Posted: Thu Nov 26, 2020 9:57 am
by roadster
XP500FUN wrote: Wed Nov 25, 2020 3:02 pm I still think the way forward is Hydrogen. And clean power on the spot.

Wave electric plants on the coast, producing Hydrogen CO2 free as such.

Transporting it in Hydrogen powered vehicles to filling stations.

You can take the Fuel cell in from your car or bike to run in the home etc too.

Does anyone know why its so on the back foot ?

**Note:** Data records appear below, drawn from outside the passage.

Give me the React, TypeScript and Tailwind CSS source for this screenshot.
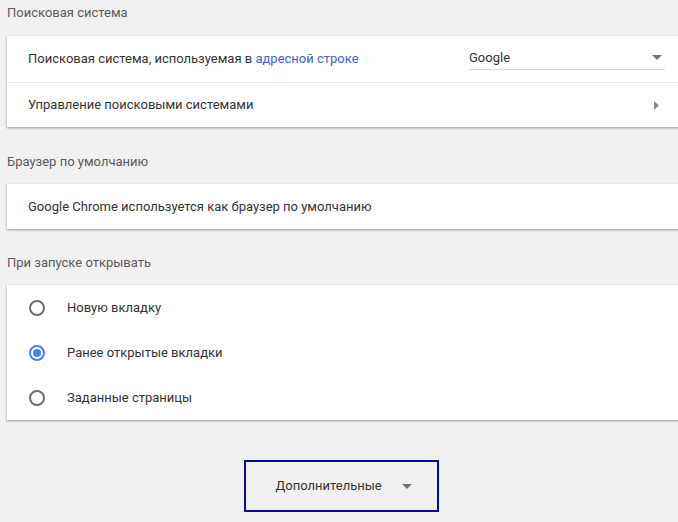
import React from "react";

function Radio({ checked }: { checked?: boolean }) {
  return (
    <span
      className={
        "flex h-[16px] w-[16px] items-center justify-center rounded-full border-2 " +
        (checked ? "border-[#4285f4]" : "border-[#6e6e6e]")
      }
    >
      {checked && <span className="h-[8px] w-[8px] rounded-full bg-[#4285f4]" />}
    </span>
  );
}

function DownArrow({ color = "#757575" }: { color?: string }) {
  return (
    <svg width="10" height="5" viewBox="0 0 10 5">
      <path d="M0 0 L10 0 L5 5 Z" fill={color} />
    </svg>
  );
}

export default function App() {
  const font = { fontFamily: "Roboto, 'Noto Sans', Arial, sans-serif" };
  return (
    <div
      className="h-[522px] w-[678px] overflow-hidden bg-[#f1f1f1] text-[13px] text-[#333333]"
      style={font}
    >
      <div className="pl-[7px] pt-[3px] text-[13px] leading-[20px] font-normal text-[#5a5a5a]">
        Поисковая система
      </div>
      <div className="ml-[7px] mt-[13px] w-[680px] bg-white shadow-[0_1px_2px_rgba(0,0,0,0.3),0_1px_3px_rgba(0,0,0,0.1)]">
        <div className="flex h-[46px] items-center pl-[21px]">
          <span className="leading-[20px]">
            Поисковая система, используемая в{" "}
            <span className="text-[#3b65c0]">адресной строке</span>
          </span>
          <div className="ml-auto mr-[22px] flex h-[22px] w-[196px] items-center justify-between border-b border-[#dadada] pb-[2px]">
            <span className="leading-[20px] text-[#333333]">Google</span>
            <span className="mr-[3px]">
              <DownArrow />
            </span>
          </div>
        </div>
        <div className="h-px bg-[#e8e8e8]" />
        <div className="flex h-[44px] items-center pl-[21px]">
          <span className="leading-[20px]">Управление поисковыми системами</span>
          <svg className="ml-auto mr-[28px]" width="5" height="9" viewBox="0 0 5 9">
            <path d="M0 0 L5 4.5 L0 9 Z" fill="#8a8a8a" />
          </svg>
        </div>
      </div>

      <div className="pl-[7px] pt-[25px] text-[13px] leading-[20px] font-normal text-[#5a5a5a]">
        Браузер по умолчанию
      </div>
      <div className="ml-[7px] mt-[12px] flex h-[45px] w-[680px] items-center bg-white pl-[21px] shadow-[0_1px_2px_rgba(0,0,0,0.3),0_1px_3px_rgba(0,0,0,0.1)]">
        <span className="leading-[20px]">Google Chrome используется как браузер по умолчанию</span>
      </div>

      <div className="pl-[7px] pt-[24px] text-[13px] leading-[20px] font-normal text-[#5a5a5a]">
        При запуске открывать
      </div>
      <div className="ml-[7px] mt-[12px] w-[680px] bg-white shadow-[0_1px_2px_rgba(0,0,0,0.3),0_1px_3px_rgba(0,0,0,0.1)]">
        {[
          { label: "Новую вкладку", checked: false },
          { label: "Ранее открытые вкладки", checked: true },
          { label: "Заданные страницы", checked: false },
        ].map((r) => (
          <div key={r.label} className="flex h-[45px] items-center pl-[22px]">
            <Radio checked={r.checked} />
            <span className="ml-[22px] leading-[20px]">{r.label}</span>
          </div>
        ))}
      </div>

      <div className="mt-[40px] flex justify-center pl-[4px]">
        <div className="flex h-[52px] w-[195px] items-center border-2 border-[#0a0aa0] pl-[30px]">
          <span className="leading-[20px] text-[#333333]">Дополнительные</span>
          <span className="ml-[20px] mt-[1px]">
            <DownArrow />
          </span>
        </div>
      </div>
    </div>
  );
}
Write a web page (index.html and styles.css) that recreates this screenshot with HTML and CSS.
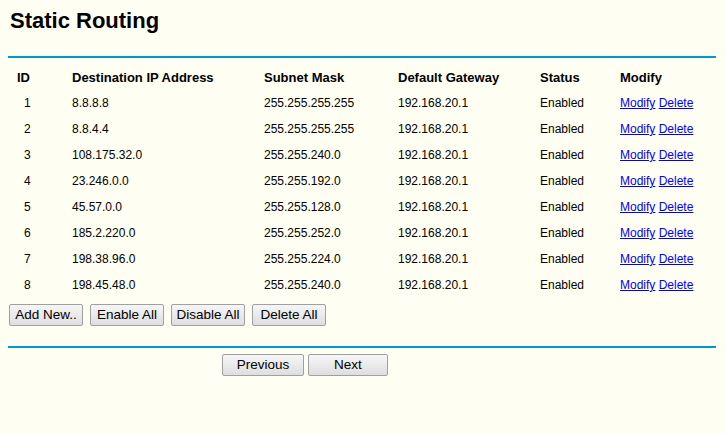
FILE: index.html
```html
<!DOCTYPE html>
<html>
<head>
<meta charset="utf-8">
<link rel="stylesheet" href="styles.css">
</head>
<body>
<div class="page">
  <h1 class="title">Static Routing</h1>
  <div class="rule"></div>
  <table class="routes">
    <colgroup>
      <col class="c-id"><col class="c-dst"><col class="c-mask"><col class="c-gw"><col class="c-st"><col class="c-mod">
    </colgroup>
    <thead>
      <tr>
        <th class="id-h">ID</th>
        <th>Destination IP Address</th>
        <th>Subnet Mask</th>
        <th>Default Gateway</th>
        <th>Status</th>
        <th>Modify</th>
      </tr>
    </thead>
    <tbody>
      <tr><td class="id">1</td><td>8.8.8.8</td><td>255.255.255.255</td><td>192.168.20.1</td><td>Enabled</td><td><a href="#">Modify</a> <a href="#">Delete</a></td></tr>
      <tr><td class="id">2</td><td>8.8.4.4</td><td>255.255.255.255</td><td>192.168.20.1</td><td>Enabled</td><td><a href="#">Modify</a> <a href="#">Delete</a></td></tr>
      <tr><td class="id">3</td><td>108.175.32.0</td><td>255.255.240.0</td><td>192.168.20.1</td><td>Enabled</td><td><a href="#">Modify</a> <a href="#">Delete</a></td></tr>
      <tr><td class="id">4</td><td>23.246.0.0</td><td>255.255.192.0</td><td>192.168.20.1</td><td>Enabled</td><td><a href="#">Modify</a> <a href="#">Delete</a></td></tr>
      <tr><td class="id">5</td><td>45.57.0.0</td><td>255.255.128.0</td><td>192.168.20.1</td><td>Enabled</td><td><a href="#">Modify</a> <a href="#">Delete</a></td></tr>
      <tr><td class="id">6</td><td>185.2.220.0</td><td>255.255.252.0</td><td>192.168.20.1</td><td>Enabled</td><td><a href="#">Modify</a> <a href="#">Delete</a></td></tr>
      <tr><td class="id">7</td><td>198.38.96.0</td><td>255.255.224.0</td><td>192.168.20.1</td><td>Enabled</td><td><a href="#">Modify</a> <a href="#">Delete</a></td></tr>
      <tr><td class="id">8</td><td>198.45.48.0</td><td>255.255.240.0</td><td>192.168.20.1</td><td>Enabled</td><td><a href="#">Modify</a> <a href="#">Delete</a></td></tr>
    </tbody>
  </table>
  <div class="actions">
    <button class="btn">Add New..</button>
    <button class="btn">Enable All</button>
    <button class="btn">Disable All</button>
    <button class="btn">Delete All</button>
  </div>
  <div class="rule rule-bottom"></div>
  <div class="pager">
    <button class="btn btn-prev">Previous</button>
    <button class="btn btn-next">Next</button>
  </div>
</div>
</body>
</html>
```

FILE: styles.css
```css
html, body {
  margin: 0;
  padding: 0;
  background: #fefef2;
}
body {
  font-family: "Liberation Sans", Arial, sans-serif;
  font-size: 12px;
  color: #000;
}
.page {
  width: 708px;
  padding: 0 8px;
}
.title {
  margin: 0;
  padding: 8px 0 0 2px;
  font-size: 22px;
  font-weight: bold;
  line-height: 26px;
  height: 48px;
}
.rule {
  height: 2px;
  background: #0099cc;
}
.routes {
  border-collapse: collapse;
  table-layout: fixed;
  width: 708px;
  margin-top: 6px;
}
.c-id { width: 64px; }
.c-dst { width: 192px; }
.c-mask { width: 134px; }
.c-gw { width: 142px; }
.c-st { width: 80px; }
.c-mod { width: 96px; }
.routes th,
.routes td {
  height: 26px;
  padding: 0;
  text-align: left;
  vertical-align: middle;
  white-space: nowrap;
}
.routes th {
  font-weight: bold;
  font-size: 13px;
}
.routes th.id-h { padding-left: 9px; }
.routes td.id { padding-left: 16px; }
.routes a {
  color: #0000ff;
  text-decoration: underline;
}
.actions {
  display: flex;
  gap: 7px;
  padding: 6px 0 0 1px;
  height: 48px;
  box-sizing: border-box;
}
.btn {
  font-family: "Liberation Sans", Arial, sans-serif;
  font-size: 13.5px;
  color: #000;
  width: 74px;
  height: 22px;
  padding: 0;
  border: 1px solid #a0a0a0;
  border-radius: 2px;
  background: linear-gradient(#f6f6f6, #dedede);
  line-height: 20px;
}
.pager {
  display: flex;
  gap: 4px;
  padding: 6px 0 0 214px;
}
.btn-prev { width: 82px; }
.btn-next { width: 80px; }
```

Gets you away from all the battery goings on and precious metals and so on batteries need too and the environmental crunch when they go out of service/end.
I absolutely agree that hydrogen makes more sense but the investment for it would fall on manufacturers who have to completely redevelop power units ( whether IC or fuel cell types) and fuel distributors who have to replace petrol tankers with high pressure tankers and conventional forecourt tanks and pumps with equivalent high pressure ones. Whereas electric distribution is already in place ( naively thought to be adequate! ). Manufacturers see electric as the easy way out because they can buy in existing battery, motor, and control technology. It needs a risk taking visionary to come up with an investment in large scale hydrogen powered car manufacture and I doubt whether there is another Elon Musk to be found.

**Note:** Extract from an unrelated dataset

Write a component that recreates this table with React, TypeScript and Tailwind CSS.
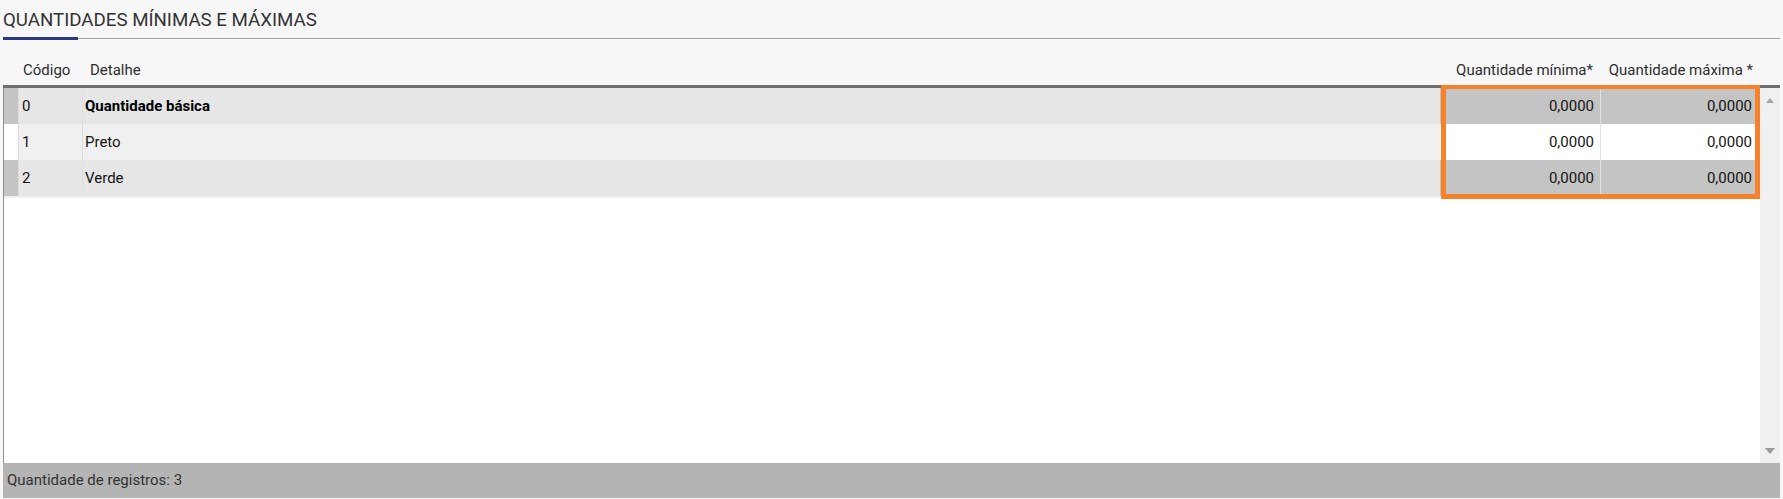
import React from "react";

type Linha = {
  codigo: string;
  detalhe: string;
  minima: string;
  maxima: string;
  destaque?: boolean;
};

const linhas: Linha[] = [
  { codigo: "0", detalhe: "Quantidade básica", minima: "0,0000", maxima: "0,0000", destaque: true },
  { codigo: "1", detalhe: "Preto", minima: "0,0000", maxima: "0,0000" },
  { codigo: "2", detalhe: "Verde", minima: "0,0000", maxima: "0,0000" },
];

export default function App() {
  return (
    <div className="h-[499px] w-full bg-[#f7f7f7] px-[3px] font-['Roboto',sans-serif] text-[15px] text-[#333]">
      {/* Tab title */}
      <div className="h-[37px] pt-[9px] text-[18.7px] leading-[22px] text-[#333]">QUANTIDADES MÍNIMAS E MÁXIMAS</div>
      <div className="flex h-[3px] items-center">
        <div className="h-[3px] w-[75px] bg-[#2c3786]" />
        <div className="h-px flex-1 bg-[#a3a3a3]" />
      </div>

      {/* Column headers */}
      <div className="flex h-[45px] items-end pb-[6px] leading-[17px] text-[#2e2e2e]">
        <div className="w-[15px] shrink-0" />
        <div className="w-[64px] shrink-0 pl-[5px]">Código</div>
        <div className="flex-1 pl-[8px]">Detalhe</div>
        <div className="w-[160px] shrink-0 pr-[7px] text-right">Quantidade mínima*</div>
        <div className="w-[160px] shrink-0 pr-[7px] text-right">Quantidade máxima *</div>
        <div className="w-[20px] shrink-0" />
      </div>

      {/* Grid */}
      <div className="relative border-t-[3px] border-[#6e6e6e]">
        <div className="flex h-[375px]">
          <div className="flex flex-1 flex-col border-l border-[#8e8e8e] bg-white">
            {linhas.map((l) => (
              <div key={l.codigo} className="flex h-[36px] leading-[17px] text-[#141414]">
                <div className={`w-[14px] shrink-0 ${l.codigo === "1" ? "bg-white" : "bg-[#c4c4c4]"}`} />
                <div
                  className={`flex w-[64px] shrink-0 items-center border-l border-[#dcdcdc] pl-[3px] ${
                    l.codigo === "1" ? "bg-[#f0f0f0]" : "bg-[#e6e6e6]"
                  }`}
                >
                  {l.codigo}
                </div>
                <div
                  className={`flex flex-1 items-center border-l border-[#dcdcdc] pl-[2px] ${
                    l.codigo === "1" ? "bg-[#f0f0f0]" : "bg-[#e6e6e6]"
                  } ${l.destaque ? "font-bold text-black" : ""}`}
                >
                  {l.detalhe}
                </div>
                <div
                  className={`flex w-[160px] shrink-0 items-center justify-end pr-[6px] ${
                    l.codigo === "1" ? "bg-white" : "bg-[#c4c4c4]"
                  }`}
                >
                  {l.minima}
                </div>
                <div
                  className={`flex w-[160px] shrink-0 items-center justify-end border-l border-[#e2e2e2] pr-[8px] ${
                    l.codigo === "1" ? "bg-white" : "bg-[#c4c4c4]"
                  }`}
                >
                  {l.maxima}
                </div>
              </div>
            ))}
            <div className="h-[2px] bg-[#efefef]" />
            <div className="flex-1 bg-white" />
          </div>

          {/* Scrollbar */}
          <div className="flex w-[20px] shrink-0 flex-col items-center justify-between bg-[#f0f0f0] pb-[9px] pt-[10px]">
            <div className="h-0 w-0 border-x-[4px] border-b-[5px] border-x-transparent border-b-[#a8a8a8]" />
            <div className="h-0 w-0 border-x-[5px] border-t-[6px] border-x-transparent border-t-[#9a9a9a]" />
          </div>
        </div>

        {/* Highlight around the quantity columns */}
        <div className="pointer-events-none absolute right-[20px] top-[-3px] h-[114px] w-[319px] border-[5px] border-t-[4px] border-[#f7812b]" />

        {/* Footer */}
        <div className="flex h-[35px] items-center bg-[#b4b4b4] pl-[4px] leading-[17px] text-[#333]">
          Quantidade de registros: 3
        </div>
      </div>
    </div>
  );
}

Re: Another electric contender

Posted: Thu Nov 26, 2020 10:12 am
by wightegi
So just a thought 1 litre of water contains 24 litres of hydrogen ,you can extract it with a phone charger. It is too cheap so big companies need to find ways to make money hence fuel cells and extracting H from CH4 methane.I played around with a hydrogen generator in the car years ago ,stainless steel anode and cathode in water conected to 12 volts via a 5 amp fuse and the gas fed into the air intake,it worked in a diesel motor to suplement the fuel not quite replace it .But the cost was verry low.

Re: Another electric contender

Posted: Thu Nov 26, 2020 9:43 pm
by capitano
wightegi wrote: Thu Nov 26, 2020 10:12 am I played around with a hydrogen generator in the car years ago
Remind me not to accept a lift in your MG!